Singh, the last maharajah of Punjab, had his
kingdom pried away by the East India Company, the conglomerate that became an
agent of British imperialism in south Asia.
Company agents had arranged for the boy’s
mother to be thrown in prison, to accelerate the surrender process. When Singh
finally signed Punjab over, the Koh-i-noor was an explicit British demand in
the terms of defeat.
The queen eased her conscience at Singh’s
treatment by adopting the boy as her own surrogate son, and then years later,
engineering an extraordinary reunion between boy and jewel.
In a Buckingham Palace drawing room, as
Victoria watched, a then-teenage Singh was handed a newly recut Koh-i-noor. He
observed it with “a passion of repressed emotion on his face”, Dalrymple and
Anand write. Observers feared he might fling the stone out the nearest window.
But Singh knew his part in the royal drama.
He approached Victoria, bowed deeply, and handed her the diamond. “It is to me,
ma’am, the greatest pleasure thus to have the opportunity to, as a loyal
subject, of myself tendering to my sovereign – the Koh-i-noor,” he said.
“Soon after, [Victoria] took to wearing the
Koh-i-noor frequently and conspicuously,” the authors write.
Such episodes make Indian blood boil, but
both Dalrymple and Anand insist their history neither firmly strengthens
India’s claims on the diamond, nor excuses the way it entered British clutches.
“We don’t come to a conclusion,” Dalrymple said. “We lay out the evidence.”
All the world’s diamonds before the 1720s
originated in India – so the Koh-i-noor’s subcontinental origins are not in
dispute. “But, that said, it’s passed between its owners violently at every
stage,” Dalrymple said.
Ultimately he thinks the continuing
controversy over the diamond is a “self-inflicted wound” by the British.
By trumpeting the jewel as emblem of British
conquest of India, at the 1851 Great Exhibition, which was attended by
one-third of the country’s population, “they consciously turned it into a
symbol of imperial loot”, he said.
And so it has remained, while other, arguably
more impressive, Indian gems such as the Great Mughal diamond – now thought by
some to be the Orlov diamond that resides in the Kremlin – have evaded similar
scrutiny.

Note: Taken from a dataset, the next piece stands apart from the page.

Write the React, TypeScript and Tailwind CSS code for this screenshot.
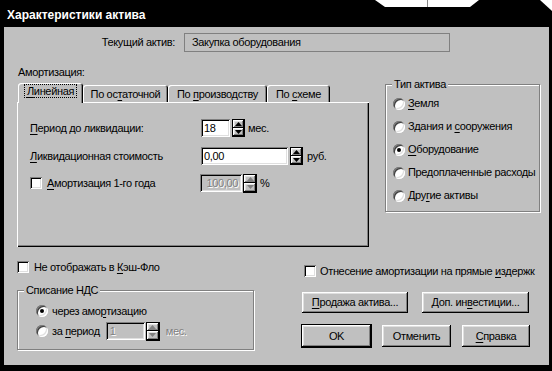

The few minutes Duleep Singh spent holding the Koh-i-noor in the
palace 1854 might be the closest any Indian gets to the jewel ever again.
Some have moved on. Last year the Indian MP
and historian Shashi Tharoor released a book conceding it was likely the
Koh-i-noor would never return. In its place he made another request: for
millions of pounds in colonial reparations.